There is a limit of 400,000 docs beyond which you need to upgrade to commercial version.

It provides interfaces – very comprehensive to search, and slightly cumbersome for insert and delete from index.

There was a limit to max results – 1024 – which should not be a big problem in most cases.

The UI is nice and easy to use – and you can get started easily.

It supports the popular file formats out of the box.

Also it was not apparent if you could control the section of the page to be indexed – for instance – can you tell it to not index the keywords in navigation.

Now the question is where you will use this engine?

On looking under the hood – it uses Lucene – which is a popular Java search engine. That is the choice of many for Java developers so unlikely to be question.

It also has an Apache Derby – which provides a file based database. Now derby is not known to work in a clustered environment.  Can you cluster it? Atleast for failover?

What exactly is it using Derby for is not clear. It can either use it to store a cache of the web pages, thus reducing load on Lucene, or possibly its used to store only the configurations.

It seems to work well for crawling and searching. Its too heavy for desktop search, so that doesn’t seem to be what it aims.

In case you want to use it for searching database content, Any value over vanilla Lucene is not apparent.

================= 

So what market is it actually targeting? If its searching only non-authenticated HTTP sites? is it targeting searches on sites publishing documentation or something avaialble to all? That’s a very limited market to enter into!
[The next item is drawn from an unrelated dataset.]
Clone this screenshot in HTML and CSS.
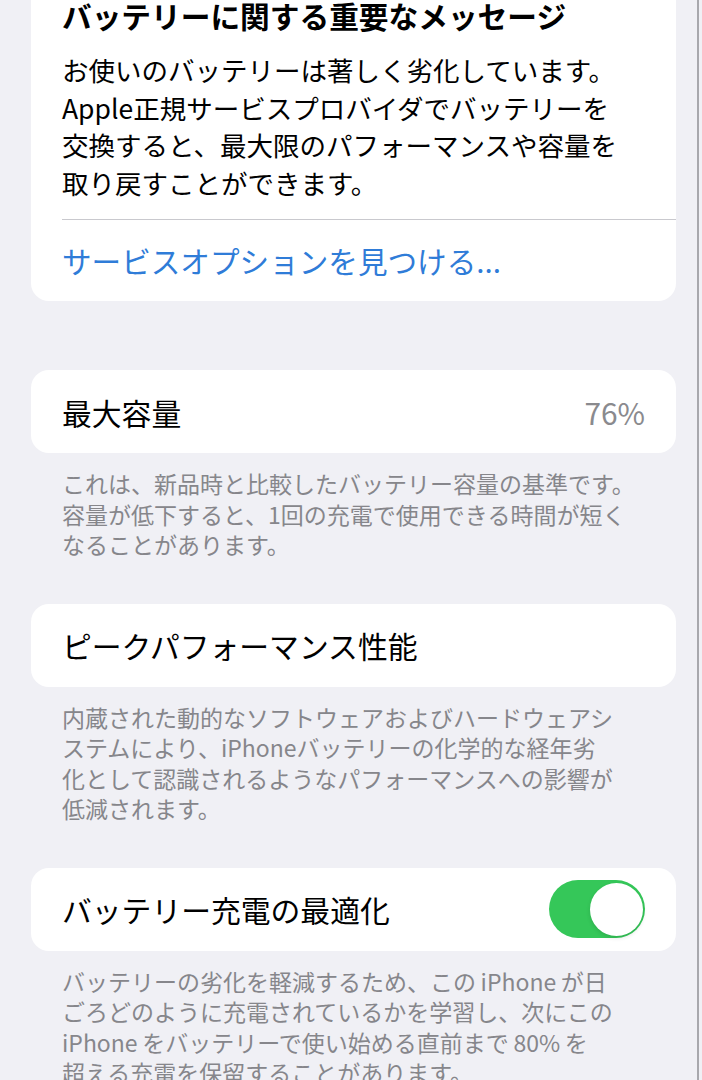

Almost every intranet site and most internet sites will also have dynamic sections where ACL based search will be desired, forcing the architects to go for two solutions instead of one ( if considering omnifind).

It will definitely raise the bar for commercial search engines in this market and put onus on them to prove why they should be worth the extra money – or bring in low cost entry level licensing – the same thing that happened to the database market where Oracle and IBM offer single user databases upto 2 GB for free.